Our 1st Year

2010 September 23

Created by claire eldred 9 years ago
A year, 12 months, 52 weeks 365 days without our baby boy. To comprehend our loss cannot be achieved. To carry a baby in your tummy, to feel the kicks, the movements, to hear a tiny little heartbeat and see a little face on a screen fills you with so much love you feel like you're going to burst. Then to deliver your baby into this world, to hear his cry, see his face, hold his hand and you know with no doubt he is your pride and joy. Throughout that first night you dream, of his future, your hopes and dreams for him, how complete your family now is all because of this tiny little man. You wake up in the morning with a buzz in your tummy so intense that you feel like you're going to fly out of the room, you can't wait to show him off, boast, brag, beam, smile and love all oozes from every pore of your tired body. That was my first night after having my first born son, feelings that will never ever leave me now or ever. Because when you then have to make the decision to end your sons life, to take his breath away knowing he wont take another, to hold his hand with him squeezing you back and then to feel him go limp, to see the colour drain from his face and for the machines to no longer make their (now) normal sounds, to see the look of despair in your partners eyes, the pitiful look in the nurses eyes, you know that life can never ever be the same again. The hopes and dreams don't go away, they're stored.
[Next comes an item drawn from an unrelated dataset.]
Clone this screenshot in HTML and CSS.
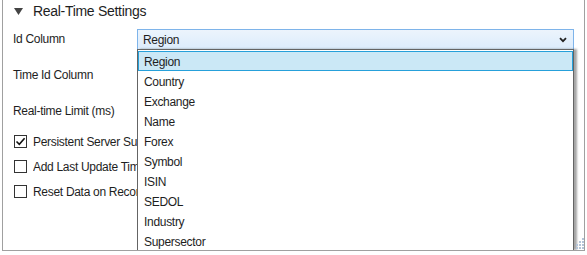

The love grows stronger, the pride doubles each day, the pain swells every second, the emptyness bores such a hole in the pit of your stomach, the broken heart dangles by a single thread threatening to snap any second. A year without your first born Son is quite simply hell on earth. I don't honestly know how we have managed to survive the last year, but one thing I do know is that Finn is and always will be our son, a brother, a grandson, a nephew and throughout this year there has not been a day that his name hasn't been spoken, I haven't not told him I love him, his Daddy hasn't cuddled his blanket, his sisters have spoken about him at school, with friends. Finn is a big part of our family unit and nothing can ever change this, not time nor distance. We have achieved what we wanted to achieve this year for BLISS, but we can never achieve what we need or want in respect of having Finn back with us. A whole year, to miss, ache, and hurt feels like a lifetime.